Capespan also launched its new Capespan Gold brand in the UK market to meet demand from its top-end global customers for fruit of exceptional quality. Customers range from independent retailers to catering and food service organisations supplying the UK’s boardrooms and airport business lounges.
It’s anticipated that once Capespan Gold grapes are established in the market, the brand will be extended to other fruit kinds. A simple, stylish livery has been developed for the brand.
He also notes the continuing trend for retailers to get closer and better understand producers. “As the middleman, we the exporters, acknowledge the growing importance of supply chain management services in supporting the marketing process. Continual pressure to cut costs and find the most effective routes will beef up supply chain management challenges further. Therefore we’ve examined ways to elevate our service delivery and offering to the highest levels”.
“This is essential in guaranteeing Cape-span’s exceptional services, featuring quality and innovation – factors which distinguish us from our competitors”, he says.
Of strategic importance is also securing Capespan’s fruit supply.

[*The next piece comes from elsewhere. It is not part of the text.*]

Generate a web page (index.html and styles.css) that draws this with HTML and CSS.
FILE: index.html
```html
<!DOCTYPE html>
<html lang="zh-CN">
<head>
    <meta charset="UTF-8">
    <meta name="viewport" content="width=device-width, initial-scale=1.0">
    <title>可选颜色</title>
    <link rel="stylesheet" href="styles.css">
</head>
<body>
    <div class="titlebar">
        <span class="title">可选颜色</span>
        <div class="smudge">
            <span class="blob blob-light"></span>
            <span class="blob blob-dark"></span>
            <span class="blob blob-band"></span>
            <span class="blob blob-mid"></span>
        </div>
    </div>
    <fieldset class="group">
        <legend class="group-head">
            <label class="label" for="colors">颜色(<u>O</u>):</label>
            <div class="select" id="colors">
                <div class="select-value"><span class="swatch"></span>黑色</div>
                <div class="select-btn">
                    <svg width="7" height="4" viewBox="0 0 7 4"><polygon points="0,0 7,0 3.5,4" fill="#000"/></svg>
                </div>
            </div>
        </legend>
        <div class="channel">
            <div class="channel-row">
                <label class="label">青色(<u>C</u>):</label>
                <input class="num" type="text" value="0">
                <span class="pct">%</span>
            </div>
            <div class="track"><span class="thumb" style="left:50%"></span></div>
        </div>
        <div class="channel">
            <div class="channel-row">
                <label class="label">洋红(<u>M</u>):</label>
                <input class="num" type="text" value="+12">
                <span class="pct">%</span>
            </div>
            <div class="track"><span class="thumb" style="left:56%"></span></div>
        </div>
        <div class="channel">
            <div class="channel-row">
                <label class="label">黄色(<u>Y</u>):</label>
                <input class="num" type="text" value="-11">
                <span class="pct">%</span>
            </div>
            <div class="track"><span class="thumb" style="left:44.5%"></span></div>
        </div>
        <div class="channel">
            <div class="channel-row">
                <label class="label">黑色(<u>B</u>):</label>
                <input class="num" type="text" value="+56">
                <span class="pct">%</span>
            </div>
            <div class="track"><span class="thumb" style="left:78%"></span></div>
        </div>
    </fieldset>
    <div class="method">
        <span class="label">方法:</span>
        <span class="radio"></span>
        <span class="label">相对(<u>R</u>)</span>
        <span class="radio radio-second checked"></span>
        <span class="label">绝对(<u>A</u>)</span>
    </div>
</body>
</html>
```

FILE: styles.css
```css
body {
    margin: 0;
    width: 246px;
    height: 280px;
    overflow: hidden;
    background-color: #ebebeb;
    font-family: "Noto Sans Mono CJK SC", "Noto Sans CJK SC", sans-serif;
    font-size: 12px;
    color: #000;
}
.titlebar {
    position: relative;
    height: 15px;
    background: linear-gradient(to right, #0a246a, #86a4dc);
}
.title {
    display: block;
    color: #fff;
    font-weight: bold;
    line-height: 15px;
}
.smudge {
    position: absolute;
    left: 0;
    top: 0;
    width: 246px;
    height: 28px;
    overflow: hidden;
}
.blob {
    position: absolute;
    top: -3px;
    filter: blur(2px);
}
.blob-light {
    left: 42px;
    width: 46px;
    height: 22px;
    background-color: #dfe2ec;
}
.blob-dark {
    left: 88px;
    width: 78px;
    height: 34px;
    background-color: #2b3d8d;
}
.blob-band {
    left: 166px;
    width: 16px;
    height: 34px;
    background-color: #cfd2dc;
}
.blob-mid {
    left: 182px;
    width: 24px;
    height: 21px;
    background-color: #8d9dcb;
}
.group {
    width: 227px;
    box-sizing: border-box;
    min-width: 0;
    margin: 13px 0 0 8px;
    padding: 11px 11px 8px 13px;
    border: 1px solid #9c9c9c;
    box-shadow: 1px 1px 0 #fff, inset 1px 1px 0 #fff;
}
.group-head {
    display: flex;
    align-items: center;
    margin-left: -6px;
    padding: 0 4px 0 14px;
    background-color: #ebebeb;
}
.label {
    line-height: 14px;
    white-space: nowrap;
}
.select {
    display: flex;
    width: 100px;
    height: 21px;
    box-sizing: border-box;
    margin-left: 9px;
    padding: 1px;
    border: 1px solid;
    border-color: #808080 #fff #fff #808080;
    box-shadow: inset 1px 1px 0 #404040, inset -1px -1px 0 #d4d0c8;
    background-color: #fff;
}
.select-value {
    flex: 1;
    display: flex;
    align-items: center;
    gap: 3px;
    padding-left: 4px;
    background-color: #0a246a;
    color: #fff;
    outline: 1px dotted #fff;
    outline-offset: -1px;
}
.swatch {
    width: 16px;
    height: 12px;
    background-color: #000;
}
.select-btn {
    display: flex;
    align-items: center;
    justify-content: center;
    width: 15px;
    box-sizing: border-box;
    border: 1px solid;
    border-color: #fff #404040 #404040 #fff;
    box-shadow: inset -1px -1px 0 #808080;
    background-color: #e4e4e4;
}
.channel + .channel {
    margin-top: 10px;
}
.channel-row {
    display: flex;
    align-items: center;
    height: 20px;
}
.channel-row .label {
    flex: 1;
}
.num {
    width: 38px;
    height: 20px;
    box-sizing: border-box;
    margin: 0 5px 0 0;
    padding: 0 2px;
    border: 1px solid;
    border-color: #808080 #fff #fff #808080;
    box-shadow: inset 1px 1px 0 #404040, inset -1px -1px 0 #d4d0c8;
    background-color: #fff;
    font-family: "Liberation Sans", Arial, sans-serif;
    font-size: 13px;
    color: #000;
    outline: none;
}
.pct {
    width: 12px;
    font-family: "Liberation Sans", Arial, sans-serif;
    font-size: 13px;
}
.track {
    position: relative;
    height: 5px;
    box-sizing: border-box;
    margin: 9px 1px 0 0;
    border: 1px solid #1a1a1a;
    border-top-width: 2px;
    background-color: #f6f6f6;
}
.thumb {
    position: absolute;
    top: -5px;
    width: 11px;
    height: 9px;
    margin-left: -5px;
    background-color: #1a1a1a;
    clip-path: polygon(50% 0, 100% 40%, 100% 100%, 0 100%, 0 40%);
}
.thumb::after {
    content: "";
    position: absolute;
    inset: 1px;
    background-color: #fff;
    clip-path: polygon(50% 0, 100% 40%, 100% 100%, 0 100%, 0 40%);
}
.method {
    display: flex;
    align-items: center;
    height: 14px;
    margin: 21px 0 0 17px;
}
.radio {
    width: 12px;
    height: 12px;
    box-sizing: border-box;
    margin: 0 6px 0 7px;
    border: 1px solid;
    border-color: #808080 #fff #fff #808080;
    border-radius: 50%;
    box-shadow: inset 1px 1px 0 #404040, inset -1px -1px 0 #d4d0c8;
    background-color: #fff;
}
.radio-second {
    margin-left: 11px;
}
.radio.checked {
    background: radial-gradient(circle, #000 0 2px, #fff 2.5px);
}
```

To this end it has, through its associate company Rapiprop, purchased the 490 ha Applethwaite farm in the Grabouw area. “The purchase of this large apple, pear and plum production unit underscores Capespan’s continued focus on growth and development”, says Oosthuizen.
“Because the farm has been a Capespan supplier for more then 60 years, we know the business intimately”, he says.
With orchards covering 300 ha, Applethwaite annually exports 260 000 cartons of apples, 50 000 cartons of pears and 100 000 trays of plums. Apart from having its own pack house and cold stores, the farm was one of the first in the country to offer a creche, pre-school, clinic and church facilities to staff members. The company’s infrastructure is a producer’s dream. Plus, it was one of the pioneers in computerised quality control, according to Oosthuizen.
Rapiprop, a joint venture between Capespan, Total Produce plc and the Cape Empowerment Trust, owns and operates farms in South Africa. The organisation buys farms that are good investments, secures a strategic fruit supply and will plan an important empowerment role in future.